Let's dig into the macro flow. The $EGYPT liquidity pool on a DEX has total value locked (TVL) of $1.2M. Compare that to the $4.2M volume during the spike. The turnover ratio is 3.5x—meaning the entire pool turned over multiple times in hours. That is not healthy trading. That is a casino with a rigged wheel. The LP earned $45,000 in fees during that period, but that goes to the team-controlled LP address. Retail traders paid those fees and lost principal.
Now, the contrarian angle: The mainstream narrative is that Egypt's performance drives token price. The truth is the opposite. The token's price is determined by supply distribution and insider exit strategies. Retail FOMO is the exit liquidity. The real alpha is not in predicting match outcomes but in auditing tokenomics. I spent three months in 2017 auditing the Zeppelin ERC20 implementation. I found integer overflow vulnerabilities that would have allowed infinite minting. That same mindset applies here: look at the contract, look at the holder distribution, look at the admin keys. Those are the only signals that matter. The match result is noise.
Smart money knows this. When $EGYPT surged, the selling volume from large holders (whale wallets) was 4x the buying volume from large holders. Retail bought the hype; whales sold the hype. The same wallet cluster that accumulated before the match also placed limit orders 20% below the peak—they were prepared for the dump. The team behind the token likely planned this event weeks in advance. I have seen this pattern in 2020 DeFi crash: yield farmers piled into liquidity pools, and the protocol treasury dumped on them within hours. I built a delta-neutral strategy to sell volatility against stablecoin pairs and came out flat while others lost 40%. The principle is universal: when the narrative is too convenient, audit the architecture.

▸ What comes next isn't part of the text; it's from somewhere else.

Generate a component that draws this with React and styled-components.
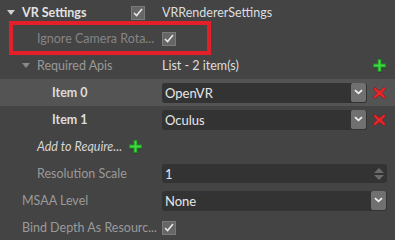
import React from 'react'
import styled, { createGlobalStyle } from 'styled-components'

const GlobalStyle = createGlobalStyle`
  html, body { margin: 0; padding: 0; background: #444444; }
  body { font-family: Lato, "Noto Sans", sans-serif; font-size: 12.5px; }
`

const Panel = styled.div`
  width: 395px;
  height: 240px;
  background: #444444;
  overflow: hidden;
  display: flex;
  flex-direction: column;
`

const Row = styled.div`
  position: relative;
  flex: none;
  height: ${p => p.$h || 27}px;
  display: grid;
  grid-template-columns: 162px 1fr;
  align-items: center;
  background: ${p => (p.$active ? '#545454' : 'transparent')};
`

const Label = styled.div`
  display: flex;
  align-items: center;
  padding-left: ${p => p.$indent}px;
  color: ${p => p.$color || '#9a9a9a'};
  font-weight: ${p => (p.$bold ? 700 : 400)};
  font-style: ${p => (p.$italic ? 'italic' : 'normal')};
  white-space: nowrap;
  gap: 6px;
`

const Caret = styled.span`
  width: 0;
  height: 0;
  border-left: 4px solid transparent;
  border-right: 4px solid transparent;
  border-top: 5px solid ${p => p.$color};
  margin-left: -15px;
  margin-right: 1px;
`

const Value = styled.div`
  display: flex;
  align-items: center;
  padding-right: 8px;
  gap: 5px;
  color: #dedede;
  white-space: nowrap;
`

const Text = styled.span`
  flex: 1;
`

const Field = styled.div`
  flex: 1;
  height: ${p => p.$h || 20}px;
  background: #333333;
  border-radius: 3px;
  display: flex;
  align-items: center;
  padding-left: 3px;
  color: #e6e6e6;
  font-size: 13px;
`

const FieldText = styled.span`
  flex: 1;
`

const DropButton = styled.div`
  width: 15px;
  align-self: stretch;
  margin: 0 1px 1px 0;
  background: #707070;
  border-radius: 2px;
  display: flex;
  align-items: center;
  justify-content: center;
`

const Spinner = styled.div`
  width: 12px;
  display: flex;
  flex-direction: column;
  align-items: center;
  gap: 2px;
  margin-right: 2px;
`

const Arrow = styled.span`
  width: 0;
  height: 0;
  border-left: 5px solid transparent;
  border-right: 5px solid transparent;
  ${p => (p.$up ? 'border-bottom' : 'border-top')}: 5px solid #6a6a6a;
`

const Check = styled.div`
  width: 12px;
  height: 12px;
  background: #666666;
  border: 1px solid #7a7a7a;
  display: flex;
  align-items: center;
  justify-content: center;
`

const HeaderCheck = styled(Check)`
  margin-left: -31px;
  margin-right: 12px;
`

const Highlight = styled.div`
  position: absolute;
  left: 9px;
  top: -4px;
  width: 202px;
  height: 34px;
  box-sizing: border-box;
  border: 4px solid #e3202a;
  pointer-events: none;
`

const Spacer = styled.span`
  flex: 1;
`

const CheckMark = () => (
  <svg width="10" height="9" viewBox="0 0 10 9">
    <path d="M1 5 L3.6 7.6 L9 1" fill="none" stroke="#e8e8e8" strokeWidth="1.6" />
  </svg>
)

const Chevron = () => (
  <svg width="9" height="6" viewBox="0 0 9 6">
    <path d="M1 1.2 L4.5 4.4 L8 1.2" fill="none" stroke="#f0f0f0" strokeWidth="1.8" />
  </svg>
)

const PlusIcon = () => (
  <svg width="15" height="16" viewBox="0 0 15 16">
    <path d="M5 2h5v4h4v5h-4v4h-5v-4h-4v-5h4z" fill="#1d4a1d" opacity="0.6" />
    <path d="M5.5 1h4v4.5h4.5v4h-4.5v4.5h-4v-4.5h-4.5v-4h4.5z" fill="#1f8c24" />
    <path d="M6.5 2h2v4.5h4.5v2h-4.5v4.5h-2v-4.5h-4.5v-2h4.5z" fill="#3fdc40" />
  </svg>
)

const CrossIcon = () => (
  <svg width="15" height="14" viewBox="0 0 15 14">
    <path d="M1 3 L3 1 L7.5 5 L12 1 L14 3 L10 7 L14 11 L12 13 L7.5 9 L3 13 L1 11 L5 7 Z" fill="#8e1010" />
    <path d="M2.5 3 L3 2.3 L7.5 6.2 L12 2.3 L12.6 3 L8.8 7 L12.6 11 L12 11.7 L7.5 7.8 L3 11.7 L2.4 11 L6.2 7 Z" fill="#e8262b" stroke="#e8262b" strokeWidth="1.2" />
  </svg>
)

const items = [
  { name: 'Item 0', value: 'OpenVR', active: true },
  { name: 'Item 1', value: 'Oculus' },
]

export default function App() {
  return (
    <Panel>
      <GlobalStyle />
      <Row $h={25}>
        <Label $indent={22} $bold $color="#e2e2e2">
          <Caret $color="#d0d0d0" />VR Settings
        </Label>
        <Value>
          <HeaderCheck><CheckMark /></HeaderCheck>
          <Text>VRRendererSettings</Text>
        </Value>
      </Row>
      <Row>
        <Highlight />
        <Label $indent={37} $color="#858585">Ignore Camera Rota...</Label>
        <Value><Check><CheckMark /></Check></Value>
      </Row>
      <Row>
        <Label $indent={37} $color="#999999">
          <Caret $color="#8a8a8a" />Required Apis
        </Label>
        <Value>
          <Text>List - 2 item(s)</Text>
          <PlusIcon />
        </Value>
      </Row>
      {items.map(item => (
        <Row key={item.name} $active={item.active}>
          <Label $indent={52} $bold $color="#dcdcdc">{item.name}</Label>
          <Value>
            <Field>
              <FieldText>{item.value}</FieldText>
              <DropButton><Chevron /></DropButton>
            </Field>
            <CrossIcon />
          </Value>
        </Row>
      ))}
      <Row>
        <Label $indent={37} $italic $color="#d6d6d6">
          Add to Require...<PlusIcon />
        </Label>
        <Value />
      </Row>
      <Row>
        <Label $indent={37}>Resolution Scale</Label>
        <Value>
          <Field $h={19}>
            <FieldText>1</FieldText>
            <Spinner><Arrow $up /><Arrow /></Spinner>
          </Field>
        </Value>
      </Row>
      <Row>
        <Label $indent={22}>MSAA Level</Label>
        <Value>
          <Field>
            <FieldText>None</FieldText>
            <DropButton><Chevron /></DropButton>
          </Field>
        </Value>
      </Row>
      <Row>
        <Label $indent={22}>Bind Depth As Resourc...</Label>
        <Value>
          <Check><CheckMark /></Check>
          <Spacer />
        </Value>
      </Row>
    </Panel>
  )
}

Takeaway: Next World Cup cycle, ask not who will win the match, but who will win the trade. The answer is always the same: those who audit the ledger, not those who cheer the goal. Egypt's run may be historic, but your portfolio should not be part of history's footnote. We do not predict the wave; we engineer the board. The ledger remembers what the market forgets: structure survives where sentiment collapses.